Note that this takes in additional parameter, $N - 1$. This is the degrees of freedom, which just like in variance we need to subtract one from.



In [17]:

import scipy.stats

#make some points
x = np.linspace(-5,5, 100)

#Compute pdf on t and normal
yn = scipy.stats.norm.pdf(x)
for i,Ni in enumerate(Ns):
y = scipy.stats.t.pdf(x, df=Ni-1)
plt.plot(x,y,color=color_map(i / len(Ns)),label="T, N = {}".format(Ni))
plt.plot(x,yn, color='r',label="Normal")
plt.legend()

plt.show()






# Summary

Estimating the population mean from a sample mean is a random distribution. The sample mean, $\bar{x}$, is a statistic and $\mu$ is a random variable which follows either a normal or $t$-distribution.

When we know the population standard deviation, $p(\mu) = {\mathcal N}(\bar{x}, \sigma / \sqrt{N})$ where $N$ is the number of samples we used to calculate the sample mean and $\sigma$ is the population standard deviation.

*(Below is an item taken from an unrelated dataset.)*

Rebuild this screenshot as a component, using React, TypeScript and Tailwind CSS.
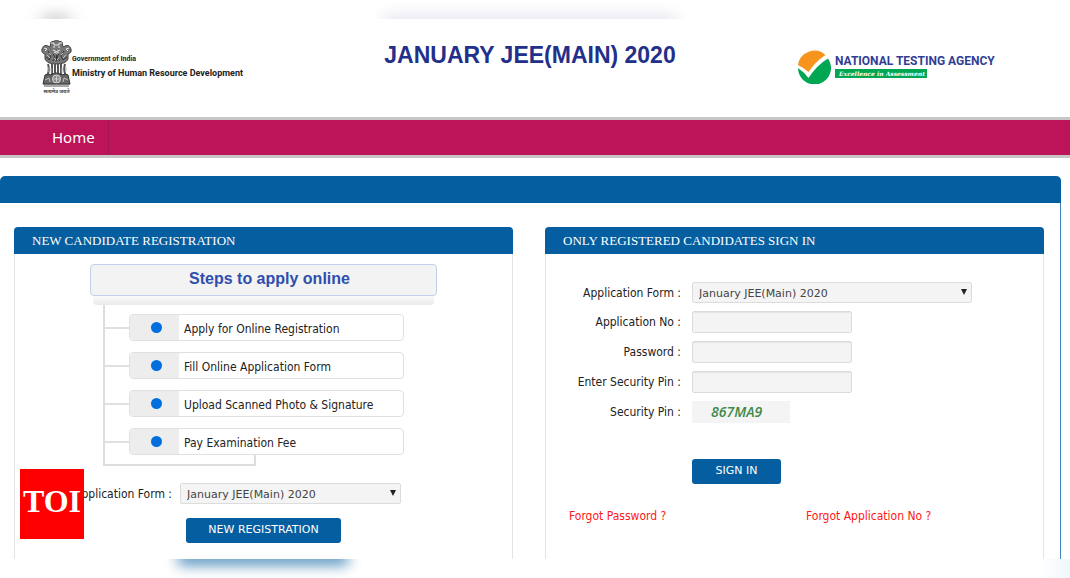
// src/App.tsx
import React, { useState } from 'react';

const steps = [
  'Apply for Online Registration',
  'Fill Online Application Form',
  'Upload Scanned Photo & Signature',
  'Pay Examination Fee',
];

const labelCls = "font-['DejaVu_Sans_Condensed','DejaVu_Sans',sans-serif] text-[12px] leading-4 text-[#222]";
const inputCls = 'h-[22px] w-40 rounded-xs border border-[#dcdcdc] bg-[#f4f4f4] px-1.5 text-[11px] shadow-[inset_0_1px_1px_#e4e4e4]';
const buttonCls = 'h-[25px] rounded-[3px] bg-[#055e9f] text-[11px] text-white';

function Emblem() {
  return (
    <svg className="shrink-0" width="31" height="54" viewBox="0 0 31 54" fill="none" aria-hidden="true">
      <path d="M10 2 Q15.500 -1 21 2 L22 7 Q28 3 30 9 Q31 13 27 14 L27 19 Q25 24 15.500 24 Q6 24 4 19 L4 14 Q0 13 1 9 Q3 3 9 7Z" fill="#777" stroke="#444" />
      <path d="M10 3h3v2h5V3h3M12 7h2M17 7h2M12 10q3.500 3 7 0M13 12q2.500 2 5 0M3 8l3 1-2 2M28 8l-3 1 2 2" stroke="#e8e8e8" />
      <path d="M7 11l3 5-2 4M23 11l-3 5 2 4M12 14l2 3-2 4M18 14l-2 3 3 4M5 17l4 3M26 17l-4 3M15.500 15v6" stroke="#333" />
      <path d="M8 13l2 2M22 13l-2 2M6 15l3 3M25 15l-3 3M13 18l2 2M18 18l-2 2" stroke="#bbb" />
      <path d="M7 24q2 6-1 12M11 24v11M14 24v9M17 24v9M20 24v11M24 24q-2 6 1 12" stroke="#555" strokeWidth="2" />
      <path d="M7 27v5M10 28v5M21 28v5M25 27v4" stroke="#bbb" />
      <path d="M4 35q4-2 6 0 5-4 11 0 3-2 6 0l2 9H2z" fill="#666" stroke="#333" />
      <circle cx="15.500" cy="39" r="4" fill="#888" stroke="#ddd" />
      <path d="M15.500 36v6M12.500 39h6M4 40l4-2 1 4M27 40l-4-2-1 4" stroke="#ddd" strokeWidth="0.800" />
      <path d="M2 44h27M3 46h25" stroke="#555" />
      <text x="15.500" y="53" textAnchor="middle" fontSize="5" fontWeight="bold" fill="#444" fontFamily="Noto Sans, sans-serif">सत्यमेव जयते</text>
    </svg>
  );
}

function NtaLogo() {
  return (
    <svg className="shrink-0" width="34" height="34" viewBox="0 0 34 34" aria-hidden="true">
      <path d="M1 15A16.500 16.500 0 0 1 28.500 5Q18 12 11.500 22Q7 18 1 15Z" fill="#f7941e" />
      <path d="M1 18Q7 22 11.500 28Q20 15 31 8.500A16.500 16.500 0 1 1 1 18Z" fill="#00a651" />
    </svg>
  );
}

function FormSelect({ id }: { id: string }) {
  const [value, setValue] = useState('jan');
  return (
    <div className="relative">
      <select
        id={id}
        value={value}
        onChange={(e: React.ChangeEvent<HTMLSelectElement>) => setValue(e.target.value)}
        className="block h-[21px] w-full appearance-none rounded-xs border border-[#dcdcdc] bg-[#f4f4f4] px-1.5 pt-[3px] text-[11px] text-[#444]"
      >
        <option value="jan">January JEE(Main) 2020</option>
      </select>
      <svg className="pointer-events-none absolute top-[7px] right-[5px]" width="6" height="6" viewBox="0 0 6 6" aria-hidden="true">
        <path d="M0 0H6L3 6Z" fill="#222" />
      </svg>
    </div>
  );
}

function Panel({ title, children }: { title: string; children: React.ReactNode }) {
  return (
    <section className="flex flex-col">
      <h2 className="h-[27px] rounded-t bg-[#055e9f] pl-[18px] font-['Liberation_Serif',serif] text-[13px] leading-7 text-white">{title}</h2>
      <div className="h-[305px] border-x border-[#e4e4e4]">{children}</div>
    </section>
  );
}

export default function App() {
  const [form, setForm] = useState({ appNo: '', password: '', pin: '' });

  const handle = (e: React.ChangeEvent<HTMLInputElement>) =>
    setForm({ ...form, [e.target.name]: e.target.value });

  return (
    <div className="relative overflow-hidden bg-white font-['DejaVu_Sans',sans-serif]">
      {/* soft strip above the page */}
      <div className="flex h-[19px] items-end overflow-hidden">
        <div className="ml-[42px] h-1 w-7 translate-y-1 bg-[#555] blur-[8px]" />
        <div className="ml-[314px] h-1 w-[292px] translate-y-1 bg-[#23308b] opacity-40 blur-[8px]" />
      </div>

      <header className="flex h-[98px] items-start justify-between pr-[79px] pl-[41px]">
        <div className="mt-[21px] flex w-[222px] items-start">
          <Emblem />
          <div className="mt-[11px] font-['Roboto',sans-serif] font-bold whitespace-nowrap text-[#222]">
            <p className="text-[7px] leading-4">Government of India</p>
            <p className="text-[9px] leading-3">Ministry of Human Resource Development</p>
          </div>
        </div>
        <h1 className="mt-5 font-['Liberation_Sans',sans-serif] text-[23px] leading-8 font-bold text-[#23308b]">JANUARY JEE(MAIN) 2020</h1>
        <div className="mt-[31px] flex w-[194px] items-start gap-1">
          <NtaLogo />
          <div className="mt-[3px] whitespace-nowrap">
            <p className="font-['Roboto',sans-serif] text-[12px] leading-4 font-bold text-[#323e94]">NATIONAL TESTING AGENCY</p>
            <p className="w-[92px] bg-[#00a651] pl-1 font-['DejaVu_Serif',serif] text-[6px] leading-[9px] font-bold text-white italic">Excellence in Assessment</p>
          </div>
        </div>
      </header>

      <nav className="flex h-[41px] border-y-3 border-[#c6c6c6] bg-[#bd1358]">
        <a href="#" className="border-r border-[#a01850] pr-[13px] pl-[52px] font-['Noto_Sans',sans-serif] text-[15px] leading-[35px] text-white">Home</a>
      </nav>

      <main className="mt-[18px] mr-[9px] rounded-t-[5px] border-r border-[#3f86bd]">
        <div className="-mr-px h-[27px] rounded-t-[5px] bg-[#055e9f]" />
        <div className="grid grid-cols-2 gap-8 pt-6 pr-4 pl-[14px]">
          <Panel title="NEW CANDIDATE REGISTRATION">
            <div className="mx-auto mt-[10px] w-[347px]">
              <h3 className="h-8 rounded border border-[#c3cfe9] bg-[#f3f3f3] pl-3 text-center font-['Liberation_Sans',sans-serif] text-base leading-7 font-bold text-[#2f4fae]">Steps to apply online</h3>
              <div className="mx-[3px] h-[9px] rounded-b bg-linear-to-b from-[#fafafa] to-[#eaeaea]" />
              <ol className="ml-[13px] flex flex-col gap-[11px] border-l-2 border-[#ddd] pt-[9px]">
                {steps.map((step) => (
                  <li key={step} className="flex items-center">
                    <span className="h-0.5 w-6 bg-[#e0e0e0]" />
                    <div className="flex h-[27px] w-[275px] overflow-hidden rounded border border-[#e0e0e0]">
                      <span className="flex w-[49px] items-center justify-center bg-[#ededed] pl-1">
                        <span className="size-[11px] rounded-full bg-[#006edc]" />
                      </span>
                      <span className="pl-[5px] font-['DejaVu_Sans_Condensed','DejaVu_Sans',sans-serif] text-[12px] leading-7 text-[#222]">{step}</span>
                    </div>
                  </li>
                ))}
              </ol>
              <div className="ml-[13px] h-[11px] w-[153px] border-2 border-t-0 border-[#ddd]" />
            </div>
            <form onSubmit={(e) => e.preventDefault()}>
              <div className="mt-[17px] flex items-center gap-2">
                <label htmlFor="newForm" className={labelCls + ' w-[157px] text-right'}>Application Form :</label>
                <div className="w-[221px]"><FormSelect id="newForm" /></div>
              </div>
              <button className={buttonCls + ' mt-[14px] ml-[171px] w-[155px]'}>NEW REGISTRATION</button>
            </form>
          </Panel>

          <Panel title="ONLY REGISTERED CANDIDATES SIGN IN">
            <form onSubmit={(e) => e.preventDefault()} className="pt-7">
              <div className="grid grid-cols-[135px_280px] items-center gap-x-[11px] gap-y-2">
                <label htmlFor="signForm" className={labelCls + ' text-right'}>Application Form :</label>
                <FormSelect id="signForm" />
                <label htmlFor="appNo" className={labelCls + ' text-right'}>Application No :</label>
                <input id="appNo" name="appNo" value={form.appNo} onChange={handle} className={inputCls} />
                <label htmlFor="password" className={labelCls + ' text-right'}>Password :</label>
                <input id="password" name="password" type="password" value={form.password} onChange={handle} className={inputCls} />
                <label htmlFor="pin" className={labelCls + ' text-right'}>Enter Security Pin :</label>
                <input id="pin" name="pin" value={form.pin} onChange={handle} className={inputCls} />
                <span className={labelCls + ' text-right'}>Security Pin :</span>
                <span className="h-[22px] w-[98px] bg-[#f4f4f4] pl-[19px] font-['Open_Sans',sans-serif] text-sm leading-[22px] font-semibold text-[#3c8a48] italic">867MA9</span>
              </div>
              <button className={buttonCls + ' mt-9 ml-[146px] w-[89px]'}>SIGN IN</button>
              <div className="mt-6 grid grid-cols-2 pl-[23px] font-['DejaVu_Sans_Condensed','DejaVu_Sans',sans-serif] text-[12px] leading-4 text-[#ff1616]">
                <a href="#">Forgot Password ?</a>
                <a href="#">Forgot Application No ?</a>
              </div>
            </form>
          </Panel>
        </div>
      </main>

      {/* soft strip below the page */}
      <div className="flex h-[19px] justify-between overflow-hidden">
        <div className="-mt-2 ml-[178px] h-[14px] w-[170px] bg-[#055e9f] opacity-70 blur-[7px]" />
        <div className="h-[19px] w-7 bg-linear-to-r from-white to-[#eff6fa]" />
      </div>

      <div className="absolute bottom-[39px] left-5 h-[70px] w-16 bg-[#f00] text-center font-['Liberation_Serif',serif] text-[32px] leading-[64px] font-bold text-white">TOI</div>
    </div>
  );
}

When we do not know the population standard deviation, there is some additional error/uncertainty because we are estimating the population standard deviation with a sample standard deviation. Using $\sigma_x$ to indicate the sample standard deviation: $p(\mu) = T(\bar{x}, \sigma_x / \sqrt{N}, N-1)$. Notice the $t$-distribution depends on the number of samples. The third term, N-1, is the degrees of freedom.

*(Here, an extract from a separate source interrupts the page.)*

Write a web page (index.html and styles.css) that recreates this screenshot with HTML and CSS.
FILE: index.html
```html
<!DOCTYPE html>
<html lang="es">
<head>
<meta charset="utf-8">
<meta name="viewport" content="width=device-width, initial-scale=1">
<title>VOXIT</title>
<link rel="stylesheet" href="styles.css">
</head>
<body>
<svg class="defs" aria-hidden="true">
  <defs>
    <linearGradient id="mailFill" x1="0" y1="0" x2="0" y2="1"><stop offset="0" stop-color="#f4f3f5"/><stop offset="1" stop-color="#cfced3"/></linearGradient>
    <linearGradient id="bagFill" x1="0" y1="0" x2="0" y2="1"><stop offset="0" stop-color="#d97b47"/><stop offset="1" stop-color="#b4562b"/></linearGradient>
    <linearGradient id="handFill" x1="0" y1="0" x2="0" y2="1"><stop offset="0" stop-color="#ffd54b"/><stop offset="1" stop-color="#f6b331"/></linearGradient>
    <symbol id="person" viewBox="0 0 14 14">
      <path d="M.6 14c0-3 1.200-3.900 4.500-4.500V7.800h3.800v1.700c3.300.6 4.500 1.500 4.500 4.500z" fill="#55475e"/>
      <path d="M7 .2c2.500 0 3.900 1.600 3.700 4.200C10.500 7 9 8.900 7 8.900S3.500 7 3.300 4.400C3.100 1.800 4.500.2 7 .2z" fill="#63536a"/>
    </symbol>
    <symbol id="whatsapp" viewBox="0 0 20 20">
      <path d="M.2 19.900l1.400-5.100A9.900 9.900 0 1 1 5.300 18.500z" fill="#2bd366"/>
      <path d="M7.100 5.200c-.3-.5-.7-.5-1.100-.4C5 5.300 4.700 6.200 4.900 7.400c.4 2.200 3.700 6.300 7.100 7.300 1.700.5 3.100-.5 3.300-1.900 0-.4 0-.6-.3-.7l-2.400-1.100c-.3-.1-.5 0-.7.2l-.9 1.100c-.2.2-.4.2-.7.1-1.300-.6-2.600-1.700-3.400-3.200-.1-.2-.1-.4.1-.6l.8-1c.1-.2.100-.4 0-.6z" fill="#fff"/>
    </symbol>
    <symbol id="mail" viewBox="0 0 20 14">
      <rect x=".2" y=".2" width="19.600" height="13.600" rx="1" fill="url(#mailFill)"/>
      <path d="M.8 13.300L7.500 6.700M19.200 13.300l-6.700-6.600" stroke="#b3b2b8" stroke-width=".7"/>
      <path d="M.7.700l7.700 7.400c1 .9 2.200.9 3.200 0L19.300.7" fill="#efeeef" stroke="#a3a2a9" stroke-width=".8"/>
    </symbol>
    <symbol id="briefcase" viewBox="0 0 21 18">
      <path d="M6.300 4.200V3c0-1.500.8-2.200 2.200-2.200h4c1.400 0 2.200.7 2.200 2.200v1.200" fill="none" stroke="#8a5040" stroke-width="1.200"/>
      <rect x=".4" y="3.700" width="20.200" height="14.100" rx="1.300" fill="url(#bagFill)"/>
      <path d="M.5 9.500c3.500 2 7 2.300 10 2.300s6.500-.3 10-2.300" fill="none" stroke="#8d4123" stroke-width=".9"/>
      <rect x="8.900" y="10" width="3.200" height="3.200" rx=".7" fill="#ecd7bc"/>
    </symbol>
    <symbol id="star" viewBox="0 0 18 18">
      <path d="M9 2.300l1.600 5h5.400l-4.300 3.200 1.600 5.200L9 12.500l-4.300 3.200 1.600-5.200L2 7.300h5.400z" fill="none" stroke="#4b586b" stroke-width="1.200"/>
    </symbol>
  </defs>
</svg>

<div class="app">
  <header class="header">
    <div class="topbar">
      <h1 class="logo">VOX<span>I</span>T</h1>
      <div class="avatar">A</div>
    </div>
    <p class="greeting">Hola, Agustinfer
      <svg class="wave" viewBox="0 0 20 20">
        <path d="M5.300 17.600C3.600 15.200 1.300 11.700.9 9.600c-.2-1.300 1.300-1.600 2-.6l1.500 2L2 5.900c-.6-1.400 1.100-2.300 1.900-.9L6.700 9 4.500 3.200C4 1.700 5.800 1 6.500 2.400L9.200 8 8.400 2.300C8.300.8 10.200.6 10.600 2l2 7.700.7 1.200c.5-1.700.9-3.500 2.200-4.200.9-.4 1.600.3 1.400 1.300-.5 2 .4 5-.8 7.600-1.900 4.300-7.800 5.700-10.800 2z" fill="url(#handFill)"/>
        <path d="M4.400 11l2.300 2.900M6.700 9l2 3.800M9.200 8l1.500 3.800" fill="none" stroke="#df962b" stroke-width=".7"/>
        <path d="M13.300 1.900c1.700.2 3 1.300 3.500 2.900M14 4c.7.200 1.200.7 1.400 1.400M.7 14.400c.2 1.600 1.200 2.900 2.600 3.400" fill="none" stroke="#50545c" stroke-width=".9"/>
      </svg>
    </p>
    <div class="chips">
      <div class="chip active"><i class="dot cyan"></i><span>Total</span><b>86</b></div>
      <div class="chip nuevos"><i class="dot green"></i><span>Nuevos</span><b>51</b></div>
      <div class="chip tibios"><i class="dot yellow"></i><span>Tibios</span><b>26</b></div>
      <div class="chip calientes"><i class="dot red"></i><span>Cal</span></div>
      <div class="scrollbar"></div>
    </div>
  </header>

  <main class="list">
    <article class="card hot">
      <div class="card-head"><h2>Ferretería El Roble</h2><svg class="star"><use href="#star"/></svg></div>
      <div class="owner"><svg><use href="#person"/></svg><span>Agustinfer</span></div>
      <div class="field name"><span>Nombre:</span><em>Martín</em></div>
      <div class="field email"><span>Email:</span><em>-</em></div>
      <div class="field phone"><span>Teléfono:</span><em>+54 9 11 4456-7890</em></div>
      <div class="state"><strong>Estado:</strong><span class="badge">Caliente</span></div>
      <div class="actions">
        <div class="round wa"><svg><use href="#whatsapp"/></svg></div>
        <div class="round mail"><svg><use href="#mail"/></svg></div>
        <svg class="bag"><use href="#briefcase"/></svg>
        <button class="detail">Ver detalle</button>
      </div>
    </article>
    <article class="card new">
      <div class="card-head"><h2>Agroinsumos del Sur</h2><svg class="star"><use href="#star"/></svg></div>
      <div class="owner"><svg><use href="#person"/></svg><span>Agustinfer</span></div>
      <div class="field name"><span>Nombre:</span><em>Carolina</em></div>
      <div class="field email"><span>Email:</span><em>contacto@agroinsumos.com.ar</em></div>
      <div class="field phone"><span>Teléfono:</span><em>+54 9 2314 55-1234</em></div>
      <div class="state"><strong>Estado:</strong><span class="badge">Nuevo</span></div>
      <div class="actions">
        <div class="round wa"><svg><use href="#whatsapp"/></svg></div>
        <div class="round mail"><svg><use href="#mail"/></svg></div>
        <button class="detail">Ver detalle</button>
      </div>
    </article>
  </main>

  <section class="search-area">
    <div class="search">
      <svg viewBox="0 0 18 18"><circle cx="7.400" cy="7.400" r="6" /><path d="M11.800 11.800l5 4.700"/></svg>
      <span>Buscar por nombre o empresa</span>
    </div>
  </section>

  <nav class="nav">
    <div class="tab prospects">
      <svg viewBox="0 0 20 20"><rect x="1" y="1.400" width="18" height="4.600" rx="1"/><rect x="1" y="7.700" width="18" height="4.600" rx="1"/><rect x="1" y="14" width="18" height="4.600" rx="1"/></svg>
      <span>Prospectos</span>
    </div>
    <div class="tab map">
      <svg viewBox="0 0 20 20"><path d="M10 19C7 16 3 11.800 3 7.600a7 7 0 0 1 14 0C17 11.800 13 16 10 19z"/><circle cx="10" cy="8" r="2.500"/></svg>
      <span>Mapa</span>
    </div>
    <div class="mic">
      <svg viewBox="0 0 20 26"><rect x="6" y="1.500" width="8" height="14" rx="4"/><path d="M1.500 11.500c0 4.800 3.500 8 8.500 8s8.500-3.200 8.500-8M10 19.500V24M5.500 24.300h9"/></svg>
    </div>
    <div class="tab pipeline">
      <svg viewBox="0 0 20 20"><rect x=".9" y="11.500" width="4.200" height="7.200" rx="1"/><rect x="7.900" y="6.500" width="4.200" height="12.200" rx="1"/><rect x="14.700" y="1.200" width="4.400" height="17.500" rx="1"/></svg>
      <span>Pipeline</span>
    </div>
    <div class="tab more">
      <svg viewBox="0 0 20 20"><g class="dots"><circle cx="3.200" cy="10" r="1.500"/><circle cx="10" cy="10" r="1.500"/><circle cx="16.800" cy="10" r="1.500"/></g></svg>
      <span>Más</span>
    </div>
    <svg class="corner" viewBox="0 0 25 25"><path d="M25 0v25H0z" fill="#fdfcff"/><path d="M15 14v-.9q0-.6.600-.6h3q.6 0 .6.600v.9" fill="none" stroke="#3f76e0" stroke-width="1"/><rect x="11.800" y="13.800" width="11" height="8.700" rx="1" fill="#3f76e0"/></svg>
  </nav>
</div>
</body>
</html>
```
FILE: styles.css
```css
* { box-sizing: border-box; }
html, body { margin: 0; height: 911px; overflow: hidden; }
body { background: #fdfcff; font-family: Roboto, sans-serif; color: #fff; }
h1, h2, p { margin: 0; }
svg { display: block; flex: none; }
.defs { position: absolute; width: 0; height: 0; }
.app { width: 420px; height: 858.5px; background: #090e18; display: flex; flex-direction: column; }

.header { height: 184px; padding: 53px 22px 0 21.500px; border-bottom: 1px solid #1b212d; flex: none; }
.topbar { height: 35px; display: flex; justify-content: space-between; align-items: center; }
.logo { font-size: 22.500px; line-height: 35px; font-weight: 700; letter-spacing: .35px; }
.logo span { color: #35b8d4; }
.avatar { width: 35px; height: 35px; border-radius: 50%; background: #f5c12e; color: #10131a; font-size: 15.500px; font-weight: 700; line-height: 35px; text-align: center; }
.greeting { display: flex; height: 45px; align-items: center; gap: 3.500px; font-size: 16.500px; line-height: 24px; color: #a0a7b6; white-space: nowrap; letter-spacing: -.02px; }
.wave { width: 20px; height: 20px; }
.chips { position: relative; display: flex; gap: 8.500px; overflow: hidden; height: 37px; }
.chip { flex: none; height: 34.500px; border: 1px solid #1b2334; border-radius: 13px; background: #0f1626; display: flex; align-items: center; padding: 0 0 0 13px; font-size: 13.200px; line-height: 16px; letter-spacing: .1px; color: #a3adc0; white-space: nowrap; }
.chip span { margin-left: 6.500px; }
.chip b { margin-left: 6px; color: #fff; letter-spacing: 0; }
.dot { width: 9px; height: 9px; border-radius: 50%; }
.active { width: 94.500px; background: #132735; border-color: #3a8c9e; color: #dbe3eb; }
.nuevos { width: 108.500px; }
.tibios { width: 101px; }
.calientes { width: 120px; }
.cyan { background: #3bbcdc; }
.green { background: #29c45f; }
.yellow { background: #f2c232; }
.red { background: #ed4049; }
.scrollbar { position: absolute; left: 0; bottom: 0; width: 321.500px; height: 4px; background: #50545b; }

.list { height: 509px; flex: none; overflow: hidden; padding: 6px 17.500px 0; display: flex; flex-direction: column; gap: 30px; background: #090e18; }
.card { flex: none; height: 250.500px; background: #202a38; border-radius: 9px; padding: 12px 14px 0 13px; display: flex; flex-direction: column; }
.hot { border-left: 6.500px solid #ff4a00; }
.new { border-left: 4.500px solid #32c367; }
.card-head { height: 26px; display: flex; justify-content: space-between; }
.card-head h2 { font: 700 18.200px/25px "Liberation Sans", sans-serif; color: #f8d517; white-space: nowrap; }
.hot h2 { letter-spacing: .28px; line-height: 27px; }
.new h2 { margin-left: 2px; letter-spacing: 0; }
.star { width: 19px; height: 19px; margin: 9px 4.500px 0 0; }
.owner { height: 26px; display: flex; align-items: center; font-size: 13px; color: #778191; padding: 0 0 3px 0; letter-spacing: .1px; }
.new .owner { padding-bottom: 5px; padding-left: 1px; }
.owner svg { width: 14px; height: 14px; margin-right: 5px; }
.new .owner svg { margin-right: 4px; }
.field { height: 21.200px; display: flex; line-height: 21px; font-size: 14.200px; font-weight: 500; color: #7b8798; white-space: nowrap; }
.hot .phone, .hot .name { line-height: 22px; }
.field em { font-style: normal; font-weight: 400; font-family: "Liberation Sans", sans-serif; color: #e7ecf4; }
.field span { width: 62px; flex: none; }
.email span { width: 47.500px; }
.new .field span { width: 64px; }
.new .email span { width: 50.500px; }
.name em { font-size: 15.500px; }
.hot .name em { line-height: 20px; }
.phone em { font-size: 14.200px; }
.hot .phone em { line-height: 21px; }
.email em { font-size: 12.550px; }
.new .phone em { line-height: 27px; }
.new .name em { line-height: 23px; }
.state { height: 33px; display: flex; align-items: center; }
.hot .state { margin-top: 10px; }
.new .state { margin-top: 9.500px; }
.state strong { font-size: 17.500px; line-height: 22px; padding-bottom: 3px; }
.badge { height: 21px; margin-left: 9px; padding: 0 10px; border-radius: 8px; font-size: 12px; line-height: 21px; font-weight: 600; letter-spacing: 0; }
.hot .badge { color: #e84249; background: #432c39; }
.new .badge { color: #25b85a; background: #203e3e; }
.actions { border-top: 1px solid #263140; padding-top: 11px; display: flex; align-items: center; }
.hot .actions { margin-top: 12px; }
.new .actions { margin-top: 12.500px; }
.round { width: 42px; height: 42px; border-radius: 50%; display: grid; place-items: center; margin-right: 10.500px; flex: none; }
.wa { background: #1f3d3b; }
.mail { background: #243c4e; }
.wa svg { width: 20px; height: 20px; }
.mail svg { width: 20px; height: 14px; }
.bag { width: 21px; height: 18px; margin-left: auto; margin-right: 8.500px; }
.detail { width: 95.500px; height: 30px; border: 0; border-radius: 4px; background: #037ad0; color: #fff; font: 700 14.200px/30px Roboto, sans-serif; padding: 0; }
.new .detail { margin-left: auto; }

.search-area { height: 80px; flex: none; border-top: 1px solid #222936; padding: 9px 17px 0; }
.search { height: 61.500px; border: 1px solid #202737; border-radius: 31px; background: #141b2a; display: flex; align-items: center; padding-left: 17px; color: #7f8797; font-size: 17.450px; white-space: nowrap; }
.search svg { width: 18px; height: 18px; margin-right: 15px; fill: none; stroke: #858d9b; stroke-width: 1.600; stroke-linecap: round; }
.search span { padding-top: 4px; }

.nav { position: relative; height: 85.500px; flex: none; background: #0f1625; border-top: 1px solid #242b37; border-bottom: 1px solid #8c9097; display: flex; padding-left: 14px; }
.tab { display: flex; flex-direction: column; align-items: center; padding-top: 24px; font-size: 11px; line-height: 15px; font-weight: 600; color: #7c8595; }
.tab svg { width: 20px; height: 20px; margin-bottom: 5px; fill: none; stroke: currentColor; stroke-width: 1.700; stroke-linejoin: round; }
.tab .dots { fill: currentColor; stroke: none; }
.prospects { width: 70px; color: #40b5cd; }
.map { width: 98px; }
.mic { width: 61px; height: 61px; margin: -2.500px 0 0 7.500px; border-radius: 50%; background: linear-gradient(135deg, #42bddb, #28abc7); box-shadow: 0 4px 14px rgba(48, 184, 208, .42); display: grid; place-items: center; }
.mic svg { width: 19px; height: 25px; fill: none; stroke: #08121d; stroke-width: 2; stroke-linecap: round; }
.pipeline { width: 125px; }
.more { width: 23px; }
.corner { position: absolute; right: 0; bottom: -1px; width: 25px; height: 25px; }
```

The standard deviations of these distributions is $\sigma / \sqrt{N}$ or $\sigma_x / \sqrt{N}$. To reduce confusion of the fact that the standard deviation of the distribution for the population mean is different than the population standard devition, sometimes this is called the standard error:

$$\sigma_e = \frac{\sigma}{\sqrt{N}}\; \textrm{or} \; \frac{\sigma_x}{\sqrt{N}}$$

Now we know the probability distribution for the population mean, so that we can do things like calculate probabilities of intervals or plot probability densities of where the true mean lies.